By Jaimie Seaton
Published Apr 14, 2014
Tuck adventure travel startup Latitude six-six takes second at Dartmouth entrepreneurship competition.
The idea for T’14s Sam Alexander and Jordan Melcon’s adventure travel company Latitude six-six began not in the rugged Alaskan landscape, where the pair eventually intend to take intrepid travelers, but on the terrace of Tuck’s Raether Hall overlooking a stand of towering pines.
Alexander, a Native American graduate of West Point and former Green Beret, and Melcon, a former marketing strategy consultant, fleshed out the idea the following year in their Introduction to Entrepreneurship and First-Year Project courses, and received critical support and mentoring through Tuck’s Barris Incubator Program.
Their focus paid off April 5 with Latitude six-six taking second place and $10,000 at the 2014 Dartmouth Ventures Entrepreneurship Contest at Tuck. “The support we’ve received at Tuck as students who are interested in starting our own company has been amazing,” said Melcon.
“We’ve been given access to an unbelievable network of mentors and advisors through Tuck and have had a staggering amount of personal attention,” Alexander added.
Named for the approximate coordinate position of the Arctic Circle in Alaska from which Alexander’s Gwich’in tribe hails, the company will be the world’s first to offer travelers an immersive experience in the Gwich’in culture.

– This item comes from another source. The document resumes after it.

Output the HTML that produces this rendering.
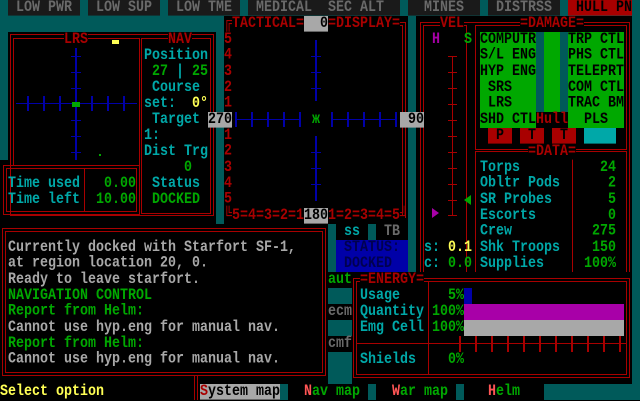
<!DOCTYPE html>
<html><head><meta charset="utf-8"><style>
*{margin:0;padding:0;box-sizing:border-box}
body{width:640px;height:400px;background:#000;position:relative;overflow:hidden;font-family:"Liberation Mono",monospace;font-size:13.33px;font-weight:bold;line-height:13.333px}
.d{position:absolute;background:#005a5a}
.b{position:absolute;background:#000}
.t{position:absolute;white-space:pre;height:13.333px;line-height:13.333px;transform:scaleY(1.2);transform-origin:0 0}
.ml{height:auto}
.r{position:absolute;border:1px solid #a80000}
.l{position:absolute;background:#a80000}
.u{position:absolute;background:#0000a8}
.c{color:#00a8a8}.g{color:#00a800}.rd{color:#a80000}.gy{color:#a8a8a8}.y{color:#ffff55}.m{color:#a800a8}.k{color:#000}.p{color:#ff5555}
.z{z-index:5}
</style></head><body>
<div class="d" style="left:0;top:0;width:640px;height:384px"></div>
<div class="t" style="left:8px;top:0;width:72px;background:#1a1a1a;color:#6a6a6a"> LOW PWR</div>
<div class="t" style="left:88px;top:0;width:72px;background:#1a1a1a;color:#6a6a6a"> LOW SUP</div>
<div class="t" style="left:168px;top:0;width:72px;background:#1a1a1a;color:#6a6a6a"> LOW TME</div>
<div class="t" style="left:248px;top:0;width:72px;background:#1a1a1a;color:#6a6a6a"> MEDICAL</div>
<div class="t" style="left:320px;top:0;width:80px;background:#1a1a1a;color:#6a6a6a"> SEC ALT</div>
<div class="t" style="left:408px;top:0;width:72px;background:#1a1a1a;color:#6a6a6a">  MINES</div>
<div class="t" style="left:488px;top:0;width:72px;background:#1a1a1a;color:#6a6a6a"> DISTRSS</div>
<div class="t" style="left:568px;top:0;width:64px;background:#a80000;color:#000"> HULL PN</div>

<div class="b" style="left:8px;top:32px;width:208px;height:192px"></div>
<div class="b" style="left:0;top:160px;width:16px;height:64px"></div>
<div class="r" style="left:10px;top:34px;width:204px;height:182px"></div>
<div class="r" style="left:13px;top:38px;width:127px;height:128px"></div>
<div class="r" style="left:141px;top:38px;width:70px;height:176px"></div>
<div class="r" style="left:3px;top:165px;width:137px;height:50px"></div>
<div class="r" style="left:6px;top:168px;width:131px;height:44px"></div>
<div class="l" style="left:84px;top:168px;width:1px;height:44px"></div>
<div class="t rd" style="left:64px;top:32px;background:#000">LRS</div>
<div class="t rd" style="left:168px;top:32px;background:#000">NAV</div>
<div style="position:absolute;left:112px;top:40px;width:7px;height:4px;background:#ffff55"></div>
<div class="u" style="left:75px;top:48px;width:2px;height:112px"></div>
<div class="u" style="left:16px;top:103px;width:121px;height:1px"></div>
<div class="u" style="left:27px;top:96px;width:2px;height:15px"></div>
<div class="u" style="left:43px;top:96px;width:2px;height:15px"></div>
<div class="u" style="left:59px;top:96px;width:2px;height:15px"></div>
<div class="u" style="left:91px;top:96px;width:2px;height:15px"></div>
<div class="u" style="left:107px;top:96px;width:2px;height:15px"></div>
<div class="u" style="left:123px;top:96px;width:2px;height:15px"></div>
<div class="u" style="left:71px;top:56px;width:10px;height:1px"></div>
<div class="u" style="left:71px;top:72px;width:10px;height:1px"></div>
<div class="u" style="left:71px;top:88px;width:10px;height:1px"></div>
<div class="u" style="left:71px;top:120px;width:10px;height:1px"></div>
<div class="u" style="left:71px;top:136px;width:10px;height:1px"></div>
<div class="u" style="left:71px;top:152px;width:10px;height:1px"></div>
<div style="position:absolute;left:72px;top:102px;width:8px;height:5px;background:#00a800"></div>
<div style="position:absolute;left:99px;top:154px;width:2px;height:2px;background:#00a800"></div>
<div class="t c" style="left:144px;top:48px">Position</div>
<div class="t g" style="left:152px;top:64px">27 <span class="c">|</span> 25</div>
<div class="t c" style="left:152px;top:80px">Course</div>
<div class="t c" style="left:144px;top:96px">set:  <span class="y">0°</span></div>
<div class="t c" style="left:152px;top:112px">Target</div>
<div class="t c" style="left:144px;top:128px">1:</div>
<div class="t c" style="left:144px;top:144px">Dist Trg</div>
<div class="t g" style="left:184px;top:160px">0</div>
<div class="t c" style="left:152px;top:176px">Status</div>
<div class="t g" style="left:152px;top:192px">DOCKED</div>
<div class="t c" style="left:8px;top:176px">Time used</div>
<div class="t g" style="left:104px;top:176px">0.00</div>
<div class="t c" style="left:8px;top:192px">Time left</div>
<div class="t g" style="left:96px;top:192px">10.00</div>

<div class="b" style="left:224px;top:16px;width:184px;height:208px"></div>
<div class="r" style="left:226px;top:22px;width:180px;height:196px;border-left:none;border-bottom:none"></div>
<div class="r" style="left:229px;top:25px;width:174px;height:190px;border-left:none;border-bottom:none"></div>
<div class="t rd" style="left:224px;top:16px;background:#000">╔TACTICAL=</div>
<div class="t k" style="left:304px;top:16px;width:24px;background:#a8a8a8;text-align:right">0</div>
<div class="t rd" style="left:328px;top:16px;background:#000">=DISPLAY=</div>
<div class="t rd ml" style="left:224px;top:32px">5<br>4<br>3<br>2<br>1</div>
<div class="t rd ml" style="left:224px;top:128px">1<br>2<br>3<br>4<br>5</div>
<div class="t k z" style="left:208px;top:112px;width:24px;background:#a8a8a8">270</div>
<div class="t rd" style="left:224px;top:208px">╚5=4=3=2=1</div>
<div class="t k" style="left:304px;top:208px;width:24px;background:#a8a8a8">180</div>
<div class="t rd" style="left:328px;top:208px">1=2=3=4=5╝</div>
<div class="u" style="left:315px;top:40px;width:2px;height:61px"></div>
<div class="u" style="left:315px;top:136px;width:2px;height:65px"></div>
<div class="u" style="left:236px;top:119px;width:64px;height:1px"></div>
<div class="u" style="left:332px;top:119px;width:64px;height:1px"></div>
<div class="u" style="left:235px;top:112px;width:2px;height:15px"></div>
<div class="u" style="left:251px;top:112px;width:2px;height:15px"></div>
<div class="u" style="left:267px;top:112px;width:2px;height:15px"></div>
<div class="u" style="left:283px;top:112px;width:2px;height:15px"></div>
<div class="u" style="left:299px;top:112px;width:2px;height:15px"></div>
<div class="u" style="left:331px;top:112px;width:2px;height:15px"></div>
<div class="u" style="left:347px;top:112px;width:2px;height:15px"></div>
<div class="u" style="left:363px;top:112px;width:2px;height:15px"></div>
<div class="u" style="left:379px;top:112px;width:2px;height:15px"></div>
<div class="u" style="left:395px;top:112px;width:2px;height:15px"></div>
<div class="u" style="left:311px;top:56px;width:10px;height:1px"></div>
<div class="u" style="left:311px;top:72px;width:10px;height:1px"></div>
<div class="u" style="left:311px;top:88px;width:10px;height:1px"></div>
<div class="u" style="left:311px;top:152px;width:10px;height:1px"></div>
<div class="u" style="left:311px;top:168px;width:10px;height:1px"></div>
<div class="u" style="left:311px;top:184px;width:10px;height:1px"></div>
<div class="t g" style="left:312px;top:112px">ж</div>

<div class="b" style="left:416px;top:16px;width:56px;height:264px"></div>
<div class="r" style="left:420px;top:22px;width:52px;height:256px;border-right:none"></div>
<div class="r" style="left:423px;top:25px;width:44px;height:250px"></div>
<div class="t rd" style="left:440px;top:16px;background:#000">VEL</div>
<div class="t m" style="left:432px;top:32px">H</div>
<div class="t g" style="left:464px;top:32px">S</div>
<div class="l" style="left:452px;top:56px;width:1px;height:160px"></div>
<div class="l" style="left:448px;top:56px;width:9px;height:1px;box-shadow:0 16px #a80000,0 32px #a80000,0 48px #a80000,0 64px #a80000,0 80px #a80000,0 96px #a80000,0 112px #a80000,0 128px #a80000,0 144px #a80000,0 159px #a80000"></div>
<div style="position:absolute;left:464px;top:195px;width:0;height:0;border-top:5px solid transparent;border-bottom:5px solid transparent;border-right:7px solid #00a800"></div>
<div style="position:absolute;left:432px;top:208px;width:0;height:0;border-top:5px solid transparent;border-bottom:5px solid transparent;border-left:7px solid #a800a8"></div>
<div class="t c" style="left:424px;top:240px">s: <span class="y">0.1</span></div>
<div class="t c" style="left:424px;top:256px">c: <span class="g">0.0</span></div>
<div class="t k z" style="left:400px;top:112px;width:24px;background:#a8a8a8;text-align:right">90</div>

<div class="b" style="left:472px;top:16px;width:160px;height:264px"></div>
<div class="r" style="left:472px;top:22px;width:158px;height:256px;border-left:none"></div>
<div class="r" style="left:475px;top:25px;width:152px;height:125px"></div>
<div class="r" style="left:475px;top:151px;width:152px;height:124px"></div>
<div class="l" style="left:572px;top:152px;width:1px;height:120px"></div>
<div class="t rd" style="left:520px;top:16px;background:#000">=DAMAGE=</div>
<div style="position:absolute;left:480px;top:32px;width:144px;height:96px;background:#00a800"></div>
<div class="d" style="left:536px;top:32px;width:8px;height:80px"></div>
<div class="d" style="left:560px;top:32px;width:8px;height:80px"></div>
<div class="b" style="left:536px;top:112px;width:32px;height:16px"></div>
<div class="t k ml" style="left:480px;top:32px">COMPUTR<br>S/L ENG<br>HYP ENG<br> SRS<br> LRS<br>SHD CTL</div>
<div class="t k ml" style="left:568px;top:32px">TRP CTL<br>PHS CTL<br>TELEPRT<br>COM CTL<br>TRAC BM<br>  PLS</div>
<div class="t rd" style="left:536px;top:112px">Hull</div>
<div class="t k" style="left:488px;top:128px;width:24px;background:#a80000;text-align:center">P</div>
<div class="t k" style="left:520px;top:128px;width:24px;background:#a80000;text-align:center">T</div>
<div class="t k" style="left:552px;top:128px;width:24px;background:#a80000;text-align:center">T</div>
<div class="t" style="left:584px;top:128px;width:32px;background:#00a8a8"></div>
<div class="t rd" style="left:528px;top:144px;background:#000">=DATA=</div>
<div class="t c ml" style="left:480px;top:160px">Torps<br>Obltr Pods<br>SR Probes<br>Escorts<br>Crew<br>Shk Troops<br>Supplies</div>
<div class="t g ml" style="left:576px;top:160px;width:40px;text-align:right">24<br>2<br>5<br>0<br>275<br>150<br>100%</div>

<div class="b" style="left:336px;top:224px;width:72px;height:48px"></div>
<div class="d" style="left:368px;top:224px;width:8px;height:16px"></div>
<div class="t c" style="left:344px;top:224px">ss</div>
<div class="t" style="left:384px;top:224px;color:#6a6a6a">TB</div>
<div class="u" style="left:336px;top:240px;width:72px;height:32px"></div>
<div class="t" style="left:344px;top:240px;color:#000050">STATUS:</div>
<div class="t" style="left:344px;top:256px;color:#000050">DOCKED</div>
<div class="b" style="left:328px;top:272px;width:24px;height:16px"></div>
<div class="t g" style="left:328px;top:272px">aut</div>
<div class="b" style="left:328px;top:304px;width:24px;height:16px"></div>
<div class="t" style="left:328px;top:304px;color:#6a6a6a">ecm</div>
<div class="b" style="left:328px;top:336px;width:24px;height:16px"></div>
<div class="t" style="left:328px;top:336px;color:#6a6a6a">cmf</div>

<div class="b" style="left:352px;top:272px;width:280px;height:112px"></div>
<div class="r" style="left:353px;top:278px;width:277px;height:100px"></div>
<div class="r" style="left:356px;top:281px;width:271px;height:94px"></div>
<div class="l" style="left:428px;top:282px;width:1px;height:92px"></div>
<div class="l" style="left:357px;top:343px;width:269px;height:1px"></div>
<div class="t rd" style="left:360px;top:272px;background:#000">=ENERGY=</div>
<div class="t c" style="left:360px;top:288px">Usage</div>
<div class="t c" style="left:360px;top:304px">Quantity</div>
<div class="t c" style="left:360px;top:320px">Emg Cell</div>
<div class="t c" style="left:360px;top:352px">Shields</div>
<div class="t g" style="left:432px;top:288px;width:32px;text-align:right">5%</div>
<div class="t g" style="left:432px;top:304px;width:32px;text-align:right">100%</div>
<div class="t g" style="left:432px;top:320px;width:32px;text-align:right">100%</div>
<div class="t g" style="left:432px;top:352px;width:32px;text-align:right">0%</div>
<div class="u" style="left:464px;top:288px;width:8px;height:16px"></div>
<div style="position:absolute;left:464px;top:304px;width:160px;height:16px;background:#a800a8"></div>
<div style="position:absolute;left:464px;top:320px;width:160px;height:16px;background:#a8a8a8"></div>
<div class="l" style="left:459px;top:336px;width:2px;height:16px;box-shadow:16px 0 #a80000,32px 0 #a80000,48px 0 #a80000,64px 0 #a80000,80px 0 #a80000,96px 0 #a80000,112px 0 #a80000,128px 0 #a80000,144px 0 #a80000,160px 0 #a80000"></div>

<div class="b" style="left:0;top:224px;width:328px;height:160px"></div>
<div class="r" style="left:2px;top:228px;width:324px;height:148px"></div>
<div class="r" style="left:5px;top:231px;width:318px;height:142px"></div>
<div class="t gy ml" style="left:8px;top:240px">Currently docked with Starfort SF-1,
at region location 20, 0.
Ready to leave starfort.
<span class="g">NAVIGATION CONTROL</span>
<span class="g">Report from Helm:</span>
Cannot use hyp.eng for manual nav.
<span class="g">Report from Helm:</span>
Cannot use hyp.eng for manual nav.</div>

<div class="b" style="left:0;top:384px;width:640px;height:16px"></div>
<div class="t y" style="left:0;top:384px">Select option</div>
<div class="l" style="left:194px;top:376px;width:1px;height:24px"></div>
<div class="l" style="left:197px;top:376px;width:1px;height:24px"></div>
<div class="t k" style="left:200px;top:384px;width:80px;background:#a8a8a8"><span class="rd">S</span>ystem map</div>
<div class="d" style="left:280px;top:384px;width:8px;height:16px"></div>
<div class="t g" style="left:304px;top:384px"><span class="p">N</span>av map</div>
<div class="d" style="left:368px;top:384px;width:8px;height:16px"></div>
<div class="t g" style="left:392px;top:384px"><span class="p">W</span>ar map</div>
<div class="d" style="left:456px;top:384px;width:8px;height:16px"></div>
<div class="t g" style="left:488px;top:384px"><span class="p">H</span>elm</div>
<div class="d" style="left:544px;top:384px;width:96px;height:16px"></div>
</body></html>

Under the model, 15 to 20 percent of revenues from the trips will go directly to the native people working with Latitude six-six. “This is not a charity,” said Alexander. “It’s a business.”
The Entrepreneurship Contest was part of the annual Dartmouth Ventures Conference, which encourages the entrepreneurial spirit across the entire Dartmouth and Dartmouth-Hitchcock community by facilitating networking, collaboration, and innovation.
Two Thayer School of Engineering undergraduates edged out Latitude six-six to win the $25,000 first prize. Shinri Kamei and Krystyna Miles and their company Tray Bien also took home the $2,500 People’s Choice Award for their innovative serving tray design. Third place and $5,000 went to Dartmouth student Sebastian DeLuca’s PromoteU, which is developing a platform for companies to manage their brand ambassador programs on college campuses.
The conference attracted 500 attendees, including students, faculty, community members, and alumni. The energy and excitement of the daylong-event was palpable, with classrooms overflowing during morning and afternoon panel discussions focused on topics ranging from attracting seed money to pitching an idea to decision making. “Dartmouth Ventures is about creating a hub for entrepreneurship, while showcasing the new companies that are coming out of the Dartmouth community,” said Joaquin Villarreal T’08, manager of the Entrepreneurship Initiative at Tuck.
The Startup Showcase portion of the conference featured 25 up-and-coming companies from the Dartmouth community, whose founders stood next to laptops or displays and continuously made their business pitch to conference attendees. Between sessions, the halls of Tuck teemed with students and faculty rushing to the next discussion, often stopping just long enough to hear one or two presentations.
The highlight of the Dartmouth Ventures Conference was undoubtedly the final round of the Entrepreneurship Contest, held at the end of the day in Georgiopoulos Classroom. In a scene reminiscent of the television show “Shark Tank,” each of the three finalists made their presentations to the panel of judges: Jeff Blackburn D’91, senior vice president, business development, Amazon; Dan Richards T’03, founder and CEO, Global Rescue; and Matt Rightmire T’96, managing director, Borealis Ventures.
The winners, Kamei and Miles, say they look forward to pouring their winnings back into the company as they take their next step: locating capital to commence production. After an introduction to a restaurant supply executive—an encounter facilitated by the Dartmouth network—the students attended a trade show in March, where they received more than 2,000 pre-orders for Tray Bien in just two days. “We keep saying to each other that this would not have happened if we weren’t at Dartmouth and if not for our mentors,” said Kamei, whose product will retail for $32.
“We have learned so much this past week with Dartmouth Ventures. It’s been the most exciting time of our Dartmouth careers—and possibly our lives,” added Miles.